Below these options are the familiar buttons allowing you to save a snapshot to disk, inventory, your feed or to e-mail it to someone. click each of these opens their individual options, which overwrite the buttons themselves – to return to them, simply click the Cancel button. Saving a snapshot will refresh the buttons automatically.
Within these buttons are those for uploading to Flickr, Twitter or Facebook. These buttons work slightly differently, as clicking any one of them will close the snapshot floater and open the required application upload floater.
While this may seem inconvenient over having everything in the one floater, it actually makes sense. For one thing, trying to re-code everything into an all-in-one floater would be a fairly non-trivial task; particularly as Twitter, Flickr and Facebook have their own individual authentication requirements and individual upload options (such as sending a text message with a picture uploaded to Twitter, and the ability to check your friends on Facebook. Also, and as mentioned earlier, keeping the floaters for Flickr, Twitter and Facebook separate means they can continue to be accessed directly by people who use them in preference to the snapshot floater.

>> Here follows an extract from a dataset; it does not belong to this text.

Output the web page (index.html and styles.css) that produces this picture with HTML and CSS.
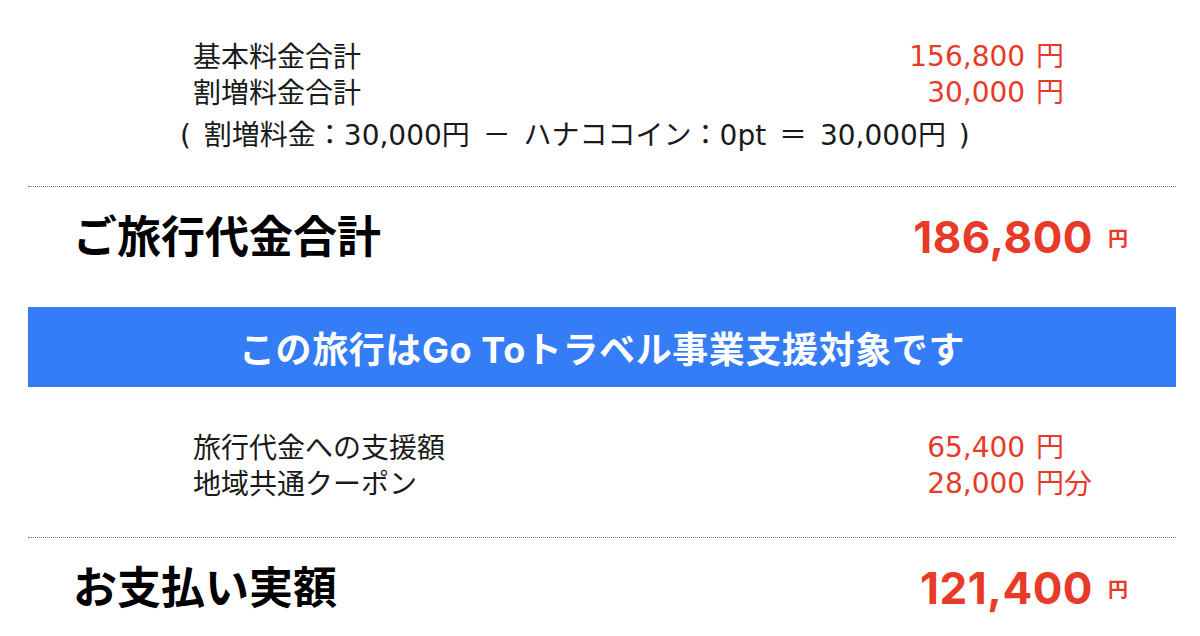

However, this latter point doesn’t mean they’ve been left untouched. Niran has cleaned-up much of their respective layouts and in doing so has reduced their screen footprints. The results are three floaters that are all rather more pleasing to the eye.
All told, these are a sweet set of updates which make a lot of sense. It may be a while longer before they surface in a viewer; I assume they’ll likely appear in a snowstorm update, rather than a dedicated viewer of their own, but that’s just my guess. Either way, they’re something to look forward to,
Kudos to Niran for the work in putting this together, and to Oz and the Lab for taking the code on and adding it to the viewer.
Avatar Social Network (ASN) has been growing steadily since its inception in the latter half of 2013, and is being seen by many users of virtual worlds as both an alternative to Facebook and things like the SL Feeds, and as a useful extension to their social media presence, positioning it alongside their use of existing social media services.
Strawberry Singh was one of the more recent SL users to comment on the service, and her blog post, coupled with a reminder of ASN’s existence from Mona Eberhardt, prompted me to take the look at it that I’d told myself I would back in July, when I first happened across the site.
ASN, which is operators by Second life user Arkad Baxton of AP Holdings describes itself as a social network for users of virtual worlds and games, which “gives back to its members and rewards all activity on the website while asking for no real life information from its members.” The site invites members to “share, like, comment contents, post their blog articles, create and build their own groups, discuss topics on the forums upload photos, videos, create their own individual fan page with its separated feed, play games, chat and more.”
Overall, the site’s set-up appears to be along the lines of Avatars United (remember that?) or Moolto, Second Friends. or 2ndHub (with which ASN appears to have the most in common, although 2nd Friends currently appears to be largely inactive).
Since opening in September 2013, the site has been gradually refined and improved, addressing various issues and perceived shortfalls. At the same time, it has been gaining popularly among users from Second Life and other virtual worlds. Today, there are getting on for some 2,000 users (a number I’m sure will be surpassed in a short amount of time given the frequency of sign-ups), all of whom seem to be fairly active. The site itself has a fairly clean, easy-on-the-eye design, and fairly straightforward navigation.
Signing-up is simple enough; there’s a registration page which makes no call for people to provide real life information. You don’t necessarily have to provide your SL / VW avatar name – it’s entirely up to you as to how you define yourself, although using your avatar’s name and image obviously makes sense from a social connections standpoint. The log-in page also includes Twitter and Facebook links, so I assume you can access the site using verification from these services, rather than signing-up via the form – I opted to go the sign-up route.
Once signed-up and verified via e-mail, you are taken to the main page, which is split into three main sections – the central feed column, including service announcements which appear at the top; information on those who have recently signed-up, or whom you may wish to friend through the service to the left, and information on recent forum and blog posts, etc., on the right, all of which include various links (e.g. to the forum post in question or to the poster in the case of the forum links, for example, or to people’s profile pages in the case of the friending suggestions and new joiners.
A menu bar at the top of the site provides access to public areas and also to your own incoming message centre (Friends requests, messages, notifications) and profile / personal feed link.
The Community option in the menu provides access to the core elements of the site – blog pages, forums, groups (think SL groups), pages (think FB pages), ads for in-world employment opportunities, gifts, and so on.
The Media option provides access to photos and videos uploaded to the site. Videos can be uploaded from your computer or imported from YouTube or Vimeo (other services pending), while photos can be organised into albums, which in turn can have privacy options set against them (do you want them visible to everyone, friends, etc., who do you want to be able to comment on them, etc.).
Clicking on a photo in an album will display it in a window similar in style to Flickr, and with various sharing options (Twitter, Facebook, G+ etc). I’ve not yet found a way of disabling the share options (if they can be disabled) for those who want to keep their images to the ASN site.
The Games option on the menu allows you to amuse yourself playing various games (some of which require Adobe shockwave), while the Info option takes you to various pages with further information related to the site – including the Rules (!), and the About page.
Down at the bottom of the site is the chat bar and its options. This can be toggled on / off via the icon on the extreme right, and provides options which allow you to access any public chat rooms which may be running and / or set-up your own public or private chat room, initiate direct messaging with a friend logged-in to ASN (just pull up the list of friends logged-in on the right of the bar) and set your availability (or otherwise) for chats.